> PROBLEM REQUIREMENTS
Output the material word for word. Leave each picture out.

***** INFORMATION SUPPLIED *****

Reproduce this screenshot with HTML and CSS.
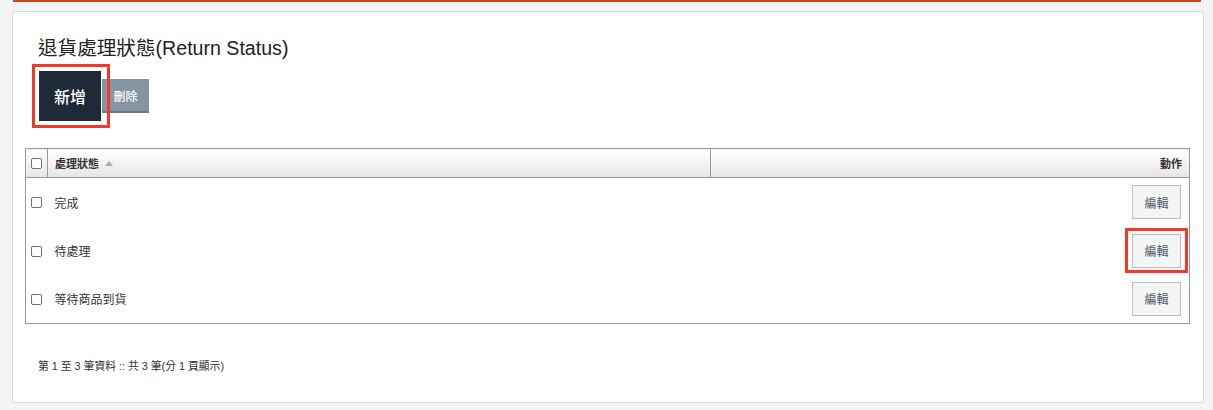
FILE: index.html
```html
<!DOCTYPE html>
<html lang="zh-Hant">
<head>
<meta charset="utf-8">
<title>退貨處理狀態</title>
<link rel="stylesheet" href="styles.css">
</head>
<body>
<div class="topline"></div>
<div class="card">
  <h1 class="title">退貨處理狀態(Return Status)</h1>
  <div class="toolbar">
    <button class="btn btn-add highlight">新增</button>
    <button class="btn btn-del">刪除</button>
  </div>
  <table class="grid">
    <thead>
      <tr>
        <th class="col-cb"><span class="cb"></span></th>
        <th class="col-name">處理狀態<span class="sort"></span></th>
        <th class="col-act">動作</th>
      </tr>
    </thead>
    <tbody>
      <tr>
        <td class="col-cb"><span class="cb"></span></td>
        <td class="col-name">完成</td>
        <td class="col-act"><button class="btn-edit">編輯</button></td>
      </tr>
      <tr>
        <td class="col-cb"><span class="cb"></span></td>
        <td class="col-name">待處理</td>
        <td class="col-act"><button class="btn-edit highlight-sm">編輯</button></td>
      </tr>
      <tr>
        <td class="col-cb"><span class="cb"></span></td>
        <td class="col-name">等待商品到貨</td>
        <td class="col-act"><button class="btn-edit">編輯</button></td>
      </tr>
    </tbody>
  </table>
  <p class="pager">第 1 至 3 筆資料 :: 共 3 筆(分 1 頁顯示)</p>
</div>
</body>
</html>
```
FILE: styles.css
```css
* { box-sizing: border-box; }
html, body { margin: 0; padding: 0; }
body {
  background: #f3f4f6;
  font-family: "Liberation Sans", "Noto Sans CJK TC", sans-serif;
  color: #222;
  width: 1213px;
  height: 410px;
  overflow: hidden;
}
.topline {
  height: 2px;
  margin: 0 12px 0 13px;
  background: #c8472d;
}
.card {
  margin: 9px 9px 0 12px;
  background: #fff;
  border: 1px solid #d9d9d9;
  border-radius: 3px;
  padding: 22px 13px 29px 12px;
  height: 392px;
}
.title {
  margin: 0;
  padding-left: 13px;
  font-size: 19.6px;
  line-height: 28px;
  font-weight: normal;
  color: #222;
}
.toolbar {
  margin-top: 9px;
  padding-left: 14px;
  display: flex;
  align-items: center;
  gap: 1px;
  height: 50px;
}
.btn {
  border: 0;
  margin: 0;
  padding: 0;
  font-family: inherit;
  color: #fff;
  cursor: pointer;
}
.btn-add {
  width: 62px;
  height: 50px;
  background: #1f2a38;
  font-size: 16px;
  font-weight: 500;
}
.btn-del {
  width: 47px;
  height: 34px;
  background: #8594a3;
  border-bottom: 2px solid #6c7886;
  font-size: 12px;
  font-weight: 500;
}
.highlight, .highlight-sm { position: relative; }
.highlight::after {
  content: "";
  position: absolute;
  left: -7px; right: -9px; top: -7px; bottom: -7px;
  border: 3px solid #f23a2a;
  z-index: 2;
  pointer-events: none;
}
.highlight-sm::after {
  content: "";
  position: absolute;
  left: -8px; right: -8px; top: -7px; bottom: -6px;
  border: 3px solid #f23a2a;
  pointer-events: none;
}
.grid {
  margin-top: 27px;
  width: 100%;
  border-collapse: collapse;
  border: 1px solid #999;
  font-size: 12px;
}
.grid th {
  height: 29px;
  padding: 0 7px;
  font-size: 11px;
  font-weight: bold;
  color: #333;
  background: linear-gradient(#ffffff, #e5e5e5);
  border-bottom: 1px solid #999;
  border-left: 1px solid #999;
  text-align: left;
}
.grid th:first-child { border-left: 0; }
.grid th.col-act { text-align: right; }
.grid td {
  height: 48.7px;
  padding: 0 7px;
  color: #333;
}
.col-cb { width: 22px; padding: 0 0 0 5px !important; }
.col-name { width: 663px; }
.grid td.col-name { padding-left: 7px; }
.grid td.col-act { text-align: right; padding-right: 8px; }
.cb {
  display: inline-block;
  width: 11px;
  height: 11px;
  border: 1px solid #707070;
  border-radius: 2px;
  background: #fff;
  vertical-align: middle;
}
.sort {
  display: inline-block;
  width: 0;
  height: 0;
  margin-left: 6px;
  border-left: 4px solid transparent;
  border-right: 4px solid transparent;
  border-bottom: 5px solid #aaa;
  vertical-align: 2px;
}
.btn-edit {
  width: 49px;
  height: 34px;
  margin: 0;
  padding: 0;
  background: #f3f4f6;
  border: 1px solid #bcbcbc;
  font-family: inherit;
  font-size: 12px;
  color: #4e5864;
  vertical-align: middle;
}
.pager {
  margin: 34px 0 0 0;
  padding-left: 13px;
  font-size: 10.8px;
  line-height: 16px;
  color: #333;
}
```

*****

> WRITTEN RESPONSE
Reproduce this screenshot with HTML and CSS.
FILE: index.html
```html
<!DOCTYPE html>
<html lang="zh-Hant">
<head>
<meta charset="utf-8">
<title>退貨處理狀態</title>
<link rel="stylesheet" href="styles.css">
</head>
<body>
<div class="topline"></div>
<div class="card">
  <h1 class="title">退貨處理狀態(Return Status)</h1>
  <div class="toolbar">
    <button class="btn btn-add highlight">新增</button>
    <button class="btn btn-del">刪除</button>
  </div>
  <table class="grid">
    <thead>
      <tr>
        <th class="col-cb"><span class="cb"></span></th>
        <th class="col-name">處理狀態<span class="sort"></span></th>
        <th class="col-act">動作</th>
      </tr>
    </thead>
    <tbody>
      <tr>
        <td class="col-cb"><span class="cb"></span></td>
        <td class="col-name">完成</td>
        <td class="col-act"><button class="btn-edit">編輯</button></td>
      </tr>
      <tr>
        <td class="col-cb"><span class="cb"></span></td>
        <td class="col-name">待處理</td>
        <td class="col-act"><button class="btn-edit highlight-sm">編輯</button></td>
      </tr>
      <tr>
        <td class="col-cb"><span class="cb"></span></td>
        <td class="col-name">等待商品到貨</td>
        <td class="col-act"><button class="btn-edit">編輯</button></td>
      </tr>
    </tbody>
  </table>
  <p class="pager">第 1 至 3 筆資料 :: 共 3 筆(分 1 頁顯示)</p>
</div>
</body>
</html>
```
FILE: styles.css
```css
* { box-sizing: border-box; }
html, body { margin: 0; padding: 0; }
body {
  background: #f3f4f6;
  font-family: "Liberation Sans", "Noto Sans CJK TC", sans-serif;
  color: #222;
  width: 1213px;
  height: 410px;
  overflow: hidden;
}
.topline {
  height: 2px;
  margin: 0 12px 0 13px;
  background: #c8472d;
}
.card {
  margin: 9px 9px 0 12px;
  background: #fff;
  border: 1px solid #d9d9d9;
  border-radius: 3px;
  padding: 22px 13px 29px 12px;
  height: 392px;
}
.title {
  margin: 0;
  padding-left: 13px;
  font-size: 19.6px;
  line-height: 28px;
  font-weight: normal;
  color: #222;
}
.toolbar {
  margin-top: 9px;
  padding-left: 14px;
  display: flex;
  align-items: center;
  gap: 1px;
  height: 50px;
}
.btn {
  border: 0;
  margin: 0;
  padding: 0;
  font-family: inherit;
  color: #fff;
  cursor: pointer;
}
.btn-add {
  width: 62px;
  height: 50px;
  background: #1f2a38;
  font-size: 16px;
  font-weight: 500;
}
.btn-del {
  width: 47px;
  height: 34px;
  background: #8594a3;
  border-bottom: 2px solid #6c7886;
  font-size: 12px;
  font-weight: 500;
}
.highlight, .highlight-sm { position: relative; }
.highlight::after {
  content: "";
  position: absolute;
  left: -7px; right: -9px; top: -7px; bottom: -7px;
  border: 3px solid #f23a2a;
  z-index: 2;
  pointer-events: none;
}
.highlight-sm::after {
  content: "";
  position: absolute;
  left: -8px; right: -8px; top: -7px; bottom: -6px;
  border: 3px solid #f23a2a;
  pointer-events: none;
}
.grid {
  margin-top: 27px;
  width: 100%;
  border-collapse: collapse;
  border: 1px solid #999;
  font-size: 12px;
}
.grid th {
  height: 29px;
  padding: 0 7px;
  font-size: 11px;
  font-weight: bold;
  color: #333;
  background: linear-gradient(#ffffff, #e5e5e5);
  border-bottom: 1px solid #999;
  border-left: 1px solid #999;
  text-align: left;
}
.grid th:first-child { border-left: 0; }
.grid th.col-act { text-align: right; }
.grid td {
  height: 48.7px;
  padding: 0 7px;
  color: #333;
}
.col-cb { width: 22px; padding: 0 0 0 5px !important; }
.col-name { width: 663px; }
.grid td.col-name { padding-left: 7px; }
.grid td.col-act { text-align: right; padding-right: 8px; }
.cb {
  display: inline-block;
  width: 11px;
  height: 11px;
  border: 1px solid #707070;
  border-radius: 2px;
  background: #fff;
  vertical-align: middle;
}
.sort {
  display: inline-block;
  width: 0;
  height: 0;
  margin-left: 6px;
  border-left: 4px solid transparent;
  border-right: 4px solid transparent;
  border-bottom: 5px solid #aaa;
  vertical-align: 2px;
}
.btn-edit {
  width: 49px;
  height: 34px;
  margin: 0;
  padding: 0;
  background: #f3f4f6;
  border: 1px solid #bcbcbc;
  font-family: inherit;
  font-size: 12px;
  color: #4e5864;
  vertical-align: middle;
}
.pager {
  margin: 34px 0 0 0;
  padding-left: 13px;
  font-size: 10.8px;
  line-height: 16px;
  color: #333;
}
```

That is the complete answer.